# EXERCISE DETAILS:
Count every line of the material that holds the string "styles". Respond with the total only.

# EXTRACTED DATA:

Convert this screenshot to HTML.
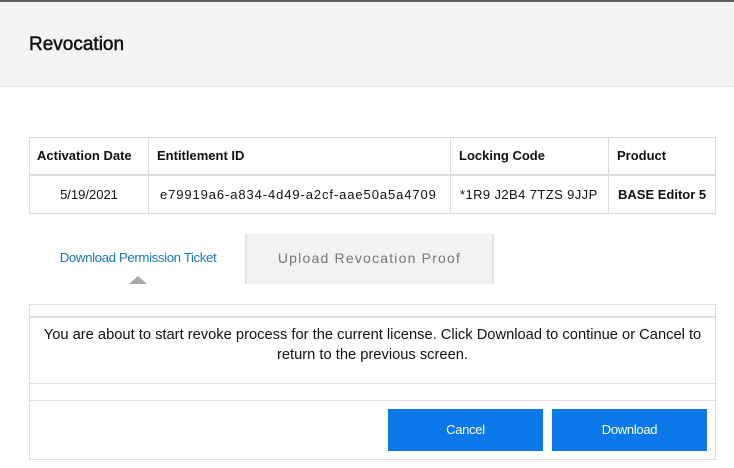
--
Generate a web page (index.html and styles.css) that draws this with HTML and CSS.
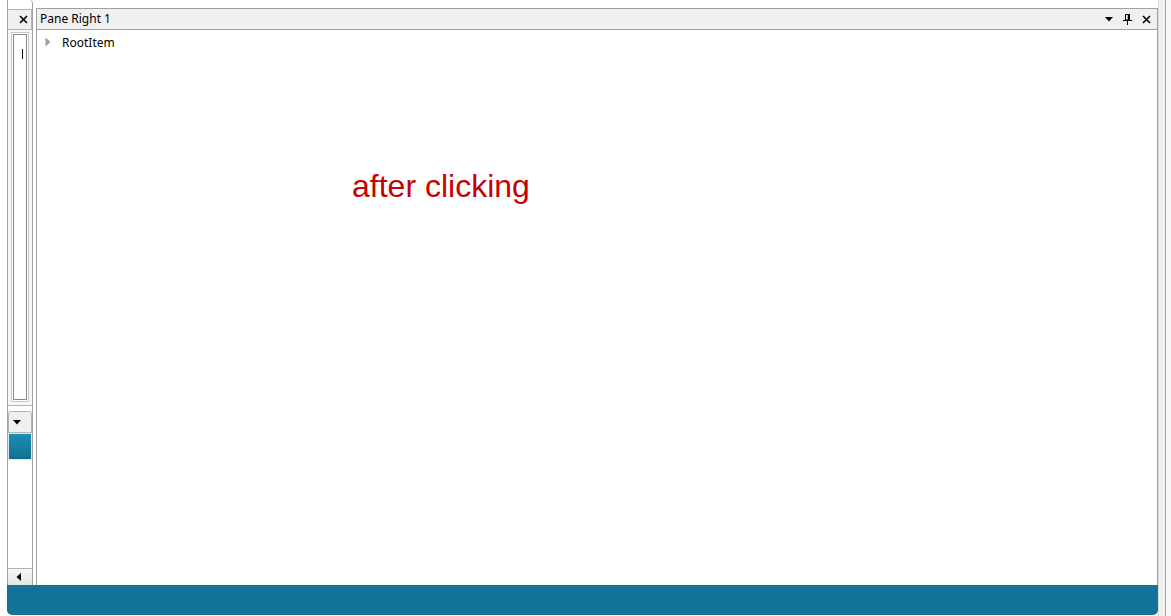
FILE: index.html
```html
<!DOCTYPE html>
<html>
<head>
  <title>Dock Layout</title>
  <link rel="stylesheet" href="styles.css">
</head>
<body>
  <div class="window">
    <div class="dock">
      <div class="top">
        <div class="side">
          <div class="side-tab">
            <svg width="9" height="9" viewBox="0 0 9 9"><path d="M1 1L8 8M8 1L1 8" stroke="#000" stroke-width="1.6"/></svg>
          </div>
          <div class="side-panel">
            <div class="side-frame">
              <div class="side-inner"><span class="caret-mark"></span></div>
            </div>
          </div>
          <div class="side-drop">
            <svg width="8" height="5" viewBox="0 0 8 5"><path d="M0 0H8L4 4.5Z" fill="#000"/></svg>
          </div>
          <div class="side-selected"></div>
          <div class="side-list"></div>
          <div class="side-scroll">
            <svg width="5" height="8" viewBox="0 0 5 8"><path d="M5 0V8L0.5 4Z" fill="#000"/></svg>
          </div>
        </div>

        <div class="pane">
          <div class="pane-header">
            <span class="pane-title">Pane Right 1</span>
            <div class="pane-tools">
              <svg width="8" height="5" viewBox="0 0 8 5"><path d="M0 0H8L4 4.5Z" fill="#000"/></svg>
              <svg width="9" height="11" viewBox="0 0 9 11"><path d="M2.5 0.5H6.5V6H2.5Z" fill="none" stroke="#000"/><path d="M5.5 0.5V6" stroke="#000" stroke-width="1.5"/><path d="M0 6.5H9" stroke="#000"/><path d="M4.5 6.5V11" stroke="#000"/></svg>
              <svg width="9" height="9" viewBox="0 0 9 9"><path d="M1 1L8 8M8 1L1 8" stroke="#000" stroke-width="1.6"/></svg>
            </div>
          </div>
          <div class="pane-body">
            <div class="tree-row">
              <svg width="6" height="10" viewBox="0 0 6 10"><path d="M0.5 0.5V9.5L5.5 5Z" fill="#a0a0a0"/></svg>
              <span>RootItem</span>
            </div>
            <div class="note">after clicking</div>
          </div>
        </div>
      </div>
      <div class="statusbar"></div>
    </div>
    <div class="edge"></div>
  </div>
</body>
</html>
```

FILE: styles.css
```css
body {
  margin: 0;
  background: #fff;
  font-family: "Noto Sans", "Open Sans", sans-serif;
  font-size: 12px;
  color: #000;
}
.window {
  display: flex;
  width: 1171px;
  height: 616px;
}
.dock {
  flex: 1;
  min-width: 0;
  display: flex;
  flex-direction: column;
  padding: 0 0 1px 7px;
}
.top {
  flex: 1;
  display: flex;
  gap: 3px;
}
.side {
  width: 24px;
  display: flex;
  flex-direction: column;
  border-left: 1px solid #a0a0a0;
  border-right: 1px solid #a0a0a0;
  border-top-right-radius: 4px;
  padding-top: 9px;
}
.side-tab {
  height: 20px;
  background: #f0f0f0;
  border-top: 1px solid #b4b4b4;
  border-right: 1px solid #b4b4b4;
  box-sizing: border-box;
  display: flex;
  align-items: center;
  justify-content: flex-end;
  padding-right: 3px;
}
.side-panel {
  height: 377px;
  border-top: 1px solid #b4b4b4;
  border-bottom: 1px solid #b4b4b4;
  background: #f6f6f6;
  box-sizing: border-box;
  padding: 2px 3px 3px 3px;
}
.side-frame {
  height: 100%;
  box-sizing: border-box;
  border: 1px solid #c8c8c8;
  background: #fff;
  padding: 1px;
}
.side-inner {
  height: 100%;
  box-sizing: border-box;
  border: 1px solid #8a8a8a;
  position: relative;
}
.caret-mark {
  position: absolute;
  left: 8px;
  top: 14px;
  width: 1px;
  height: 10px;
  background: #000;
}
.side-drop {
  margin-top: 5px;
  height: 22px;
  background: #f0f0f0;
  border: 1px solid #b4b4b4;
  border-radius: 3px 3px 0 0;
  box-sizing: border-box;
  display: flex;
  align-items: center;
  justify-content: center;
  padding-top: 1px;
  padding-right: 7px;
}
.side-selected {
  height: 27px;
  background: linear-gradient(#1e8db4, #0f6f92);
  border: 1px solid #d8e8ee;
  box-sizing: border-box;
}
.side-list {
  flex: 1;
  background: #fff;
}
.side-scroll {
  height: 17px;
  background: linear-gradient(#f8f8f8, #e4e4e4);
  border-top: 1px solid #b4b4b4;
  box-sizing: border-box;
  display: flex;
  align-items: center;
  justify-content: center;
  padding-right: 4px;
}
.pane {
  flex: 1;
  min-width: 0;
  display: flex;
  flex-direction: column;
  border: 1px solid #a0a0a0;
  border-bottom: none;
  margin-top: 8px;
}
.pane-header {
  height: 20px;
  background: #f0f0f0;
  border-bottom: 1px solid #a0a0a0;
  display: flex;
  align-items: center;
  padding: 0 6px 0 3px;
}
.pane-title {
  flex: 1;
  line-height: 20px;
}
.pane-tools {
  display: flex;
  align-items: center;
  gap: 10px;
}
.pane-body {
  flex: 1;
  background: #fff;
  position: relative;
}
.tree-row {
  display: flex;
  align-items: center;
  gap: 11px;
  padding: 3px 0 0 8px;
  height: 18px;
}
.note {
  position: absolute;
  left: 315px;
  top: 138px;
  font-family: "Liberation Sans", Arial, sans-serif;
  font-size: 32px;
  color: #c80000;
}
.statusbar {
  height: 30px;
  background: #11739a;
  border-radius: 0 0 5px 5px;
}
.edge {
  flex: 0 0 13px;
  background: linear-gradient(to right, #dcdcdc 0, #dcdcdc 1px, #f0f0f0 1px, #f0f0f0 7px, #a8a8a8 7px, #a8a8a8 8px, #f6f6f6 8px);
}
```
==
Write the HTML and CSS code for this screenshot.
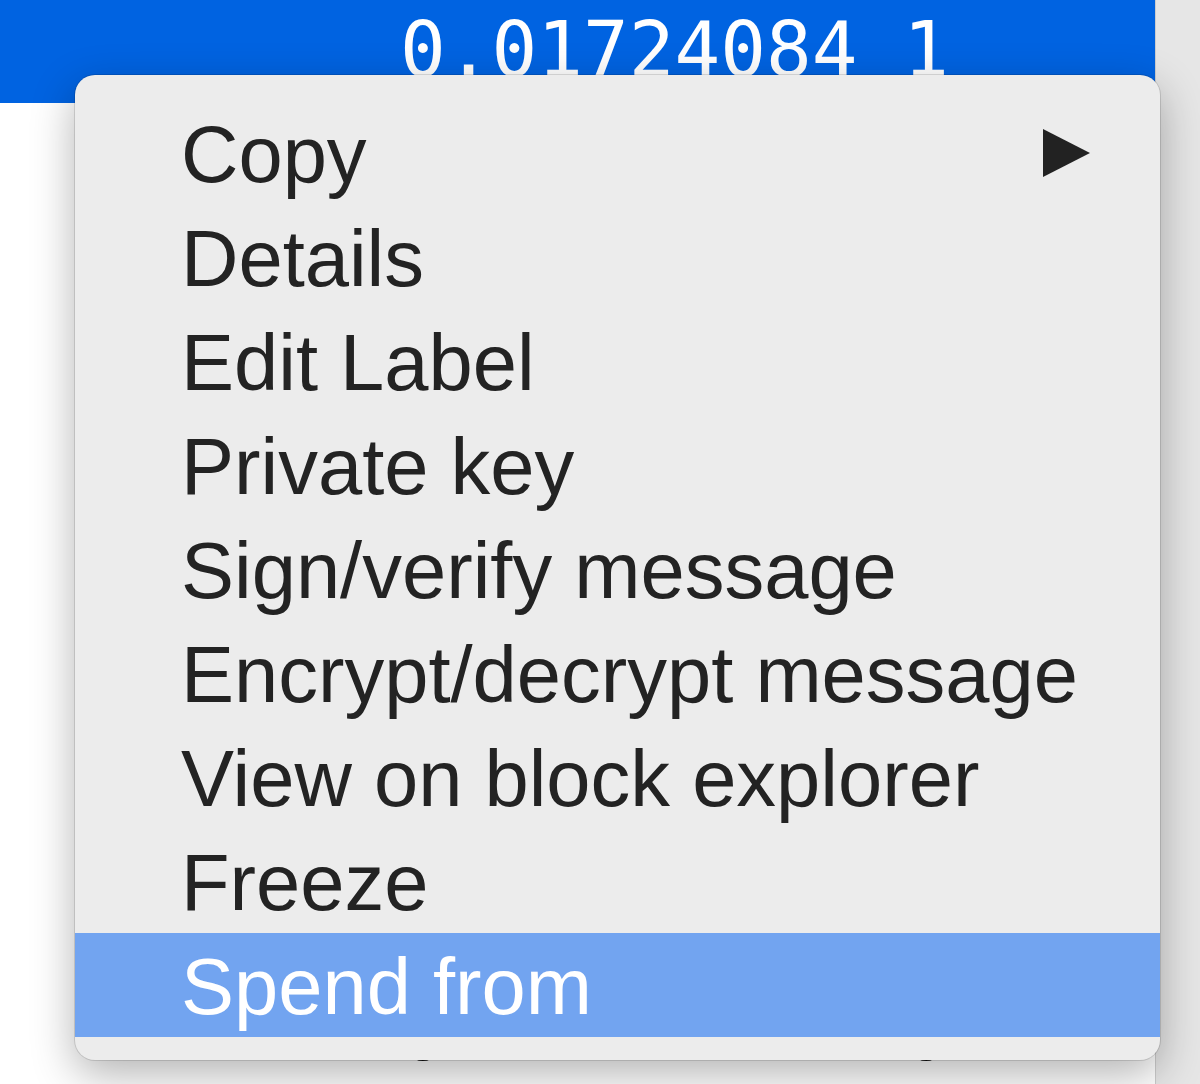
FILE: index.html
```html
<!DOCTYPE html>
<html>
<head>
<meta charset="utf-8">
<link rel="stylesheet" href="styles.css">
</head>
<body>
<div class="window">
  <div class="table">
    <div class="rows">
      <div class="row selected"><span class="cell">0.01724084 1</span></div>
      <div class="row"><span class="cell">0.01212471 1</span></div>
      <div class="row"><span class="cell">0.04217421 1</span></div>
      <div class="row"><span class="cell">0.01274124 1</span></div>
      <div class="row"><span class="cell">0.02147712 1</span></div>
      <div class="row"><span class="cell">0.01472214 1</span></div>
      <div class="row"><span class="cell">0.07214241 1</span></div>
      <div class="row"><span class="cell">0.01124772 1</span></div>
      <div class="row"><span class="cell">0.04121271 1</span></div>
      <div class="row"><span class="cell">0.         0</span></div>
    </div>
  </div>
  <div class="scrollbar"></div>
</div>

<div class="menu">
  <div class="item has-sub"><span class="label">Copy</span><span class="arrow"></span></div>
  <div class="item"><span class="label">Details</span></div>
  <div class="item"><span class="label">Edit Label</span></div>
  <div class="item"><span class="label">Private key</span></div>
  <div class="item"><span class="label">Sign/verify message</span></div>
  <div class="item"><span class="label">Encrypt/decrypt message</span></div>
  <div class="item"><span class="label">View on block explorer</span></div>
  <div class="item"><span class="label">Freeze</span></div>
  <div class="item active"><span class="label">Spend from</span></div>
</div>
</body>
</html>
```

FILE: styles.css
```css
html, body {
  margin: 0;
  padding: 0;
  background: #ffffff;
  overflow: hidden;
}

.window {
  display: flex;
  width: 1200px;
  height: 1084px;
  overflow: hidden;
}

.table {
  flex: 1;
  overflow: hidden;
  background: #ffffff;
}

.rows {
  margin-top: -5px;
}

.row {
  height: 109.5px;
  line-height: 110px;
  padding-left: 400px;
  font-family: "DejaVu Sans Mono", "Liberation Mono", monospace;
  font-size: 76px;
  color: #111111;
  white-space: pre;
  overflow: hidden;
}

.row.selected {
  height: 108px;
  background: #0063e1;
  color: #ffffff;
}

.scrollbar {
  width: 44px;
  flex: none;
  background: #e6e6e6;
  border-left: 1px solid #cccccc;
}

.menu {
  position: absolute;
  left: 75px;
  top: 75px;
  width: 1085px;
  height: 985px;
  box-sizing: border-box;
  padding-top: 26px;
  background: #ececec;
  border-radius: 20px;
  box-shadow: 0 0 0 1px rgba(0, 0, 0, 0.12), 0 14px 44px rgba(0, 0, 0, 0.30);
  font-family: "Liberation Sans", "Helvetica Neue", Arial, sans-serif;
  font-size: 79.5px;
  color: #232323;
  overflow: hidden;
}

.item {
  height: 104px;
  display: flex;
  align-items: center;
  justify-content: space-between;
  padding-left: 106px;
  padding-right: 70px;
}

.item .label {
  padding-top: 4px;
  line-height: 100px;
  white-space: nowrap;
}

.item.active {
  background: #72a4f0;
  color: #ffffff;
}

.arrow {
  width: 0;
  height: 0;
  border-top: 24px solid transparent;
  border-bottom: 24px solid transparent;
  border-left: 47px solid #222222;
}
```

# COMPLETED TASK:
5